> **Requirement**:
Pull out every line of the listing below where "this" appears.

> **Data**:
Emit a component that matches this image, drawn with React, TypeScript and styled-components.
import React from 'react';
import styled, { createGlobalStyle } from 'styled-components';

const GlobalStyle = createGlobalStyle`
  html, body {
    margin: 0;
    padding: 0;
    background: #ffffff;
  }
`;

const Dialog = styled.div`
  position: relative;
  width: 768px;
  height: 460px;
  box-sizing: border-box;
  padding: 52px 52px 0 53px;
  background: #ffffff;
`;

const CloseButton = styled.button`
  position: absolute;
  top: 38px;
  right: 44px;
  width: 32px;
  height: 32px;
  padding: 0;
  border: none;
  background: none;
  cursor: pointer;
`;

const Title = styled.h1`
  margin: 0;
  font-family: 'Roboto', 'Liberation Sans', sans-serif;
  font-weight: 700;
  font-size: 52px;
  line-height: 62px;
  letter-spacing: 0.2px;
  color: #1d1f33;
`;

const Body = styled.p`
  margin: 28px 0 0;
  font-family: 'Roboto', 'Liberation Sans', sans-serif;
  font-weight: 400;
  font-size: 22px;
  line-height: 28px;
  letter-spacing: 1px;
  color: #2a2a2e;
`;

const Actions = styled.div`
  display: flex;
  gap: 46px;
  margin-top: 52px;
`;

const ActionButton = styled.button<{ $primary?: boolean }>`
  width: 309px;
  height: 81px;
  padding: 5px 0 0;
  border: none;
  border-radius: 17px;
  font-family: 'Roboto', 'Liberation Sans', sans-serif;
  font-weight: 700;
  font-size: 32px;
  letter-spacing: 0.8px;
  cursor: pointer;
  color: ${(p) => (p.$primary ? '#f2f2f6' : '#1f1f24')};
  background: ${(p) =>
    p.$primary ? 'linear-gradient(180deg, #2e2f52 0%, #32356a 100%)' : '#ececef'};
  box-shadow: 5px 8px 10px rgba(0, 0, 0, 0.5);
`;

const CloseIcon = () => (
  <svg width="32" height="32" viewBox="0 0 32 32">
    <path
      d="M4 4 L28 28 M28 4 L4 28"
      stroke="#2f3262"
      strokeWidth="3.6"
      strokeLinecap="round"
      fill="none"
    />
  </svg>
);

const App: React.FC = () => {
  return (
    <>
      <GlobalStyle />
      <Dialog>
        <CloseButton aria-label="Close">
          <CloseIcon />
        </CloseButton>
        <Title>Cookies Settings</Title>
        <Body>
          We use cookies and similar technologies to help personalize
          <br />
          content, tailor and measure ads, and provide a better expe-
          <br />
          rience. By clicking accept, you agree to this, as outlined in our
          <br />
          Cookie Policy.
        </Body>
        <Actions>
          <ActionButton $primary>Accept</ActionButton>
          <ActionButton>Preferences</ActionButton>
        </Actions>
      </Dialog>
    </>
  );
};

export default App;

> **Answer for the task**:
Emit a component that matches this image, drawn with React, TypeScript and styled-components.
          rience. By clicking accept, you agree to this, as outlined in our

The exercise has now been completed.